Justice Smith explained: “the defendants [Skarga, Nikitin, Izmaylov] for their part are entitled to invoke “factors relating to the parties” (see section 12(2) of the 1995 Act), and so they rely upon the facts that Sovcomflot is the parent company of a nationalised Russian group of strategic importance and that the defendants are for the most part Russian individuals or companies said to be owned or controlled by Russians. These factors seem to me of more importance than the terms of the agreements with third parties through which the schemes were implemented, and, had I not concluded that the general rule requires the application of Russian law, I would have accepted the defendants’ submission that the secondary rule applies and that English or any other law is displaced in favour of Russian law.” (Par 173 of the December 10, 2010, judgement).
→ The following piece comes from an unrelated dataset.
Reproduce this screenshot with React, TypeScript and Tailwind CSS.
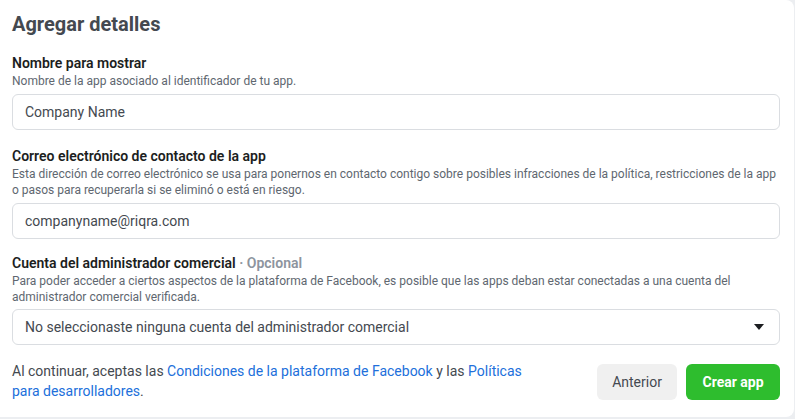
function Field({
  label,
  optional,
  help,
  children,
  className = '',
}: {
  label: string;
  optional?: boolean;
  help: React.ReactNode;
  children: React.ReactNode;
  className?: string;
}) {
  return (
    <div className={className}>
      <div className="text-[14px] leading-[18px] font-semibold text-[#1c1e21]">
        {label}
        {optional && <span className="text-[#8d949e]"> · Opcional</span>}
      </div>
      <p className="mt-px text-[12px] leading-[16px] text-[#606770]">{help}</p>
      {children}
    </div>
  );
}

export default function App() {
  return (
    <div className="w-[795px] h-[419px] bg-[#eceef1] overflow-hidden" style={{ fontFamily: 'Roboto, "Noto Sans", sans-serif' }}>
      <div className="w-[794px] h-[417px] bg-white rounded-br-lg rounded-tr-lg pl-3 pr-[14px] pt-3">
        <h1 className="text-[20px] leading-6 font-bold text-[#444950]">Agregar detalles</h1>

        <Field className="mt-[18px]" label="Nombre para mostrar" help="Nombre de la app asociado al identificador de tu app.">
          <div className="mt-[5px] h-9 rounded-md border border-[#dadde1] flex items-center px-3 text-[14px] text-[#444950]">
            Company Name
          </div>
        </Field>

        <Field
          className="mt-[17px]"
          label="Correo electrónico de contacto de la app"
          help="Esta dirección de correo electrónico se usa para ponernos en contacto contigo sobre posibles infracciones de la política, restricciones de la app o pasos para recuperarla si se eliminó o está en riesgo."
        >
          <div className="mt-[5px] h-9 rounded-md border border-[#dadde1] flex items-center px-3 text-[14px] text-[#444950]">
            companyname@riqra.com
          </div>
        </Field>

        <Field
          className="mt-[15px]"
          label="Cuenta del administrador comercial"
          optional
          help="Para poder acceder a ciertos aspectos de la plataforma de Facebook, es posible que las apps deban estar conectadas a una cuenta del administrador comercial verificada."
        >
          <div className="mt-1 h-9 rounded-md border border-[#dadde1] flex items-center justify-between pl-3 pr-[14px] text-[14px] text-[#444950]">
            <span>No seleccionaste ninguna cuenta del administrador comercial</span>
            <svg width="12" height="8" viewBox="0 0 12 8">
              <path d="M1 1h10L6 7z" fill="#1c1e21" />
            </svg>
          </div>
        </Field>

        <div className="mt-4 flex items-start justify-between">
          <p className="w-[520px] text-[14px] leading-5 text-[#444950]">
            Al continuar, aceptas las{' '}
            <a className="text-[#216fdb]">Condiciones de la plataforma de Facebook</a> y las{' '}
            <a className="text-[#216fdb]">Políticas para desarrolladores</a>.
          </p>
          <div className="mt-[3px] flex gap-[9px]">
            <button className="h-9 w-[80px] rounded-md bg-[#f0f0f0] text-[14px] text-[#444950]">Anterior</button>
            <button className="h-9 w-[94px] rounded-md bg-[#2ebd2e] text-[14px] font-bold text-white">Crear app</button>
          </div>
        </div>
      </div>
    </div>
  );
}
The judge went on: “The nature of the bribery allegations made by the claimants [Sovcomflot] to my mind strengthens the defendants’ contention that Russian law applies to issues where the 1995 Act determines the governing law. Bribery includes not only payments and the provision of benefits but also the promise of them.” (Par 177)

In a further hearing when Sovcomflot sought leave to appeal, Smith again rejected the Frank-Shuvalov attempt to bring in British law.

That’s the standard Shuvalov now wants not to be applied to himself on the ground that whatever money he was given, whatever he did with it, and whatever he agreed with its sources, no promise of benefits was asked of him, and no promise given by him. He means that there’s no evidence of either to satisfy Russian law.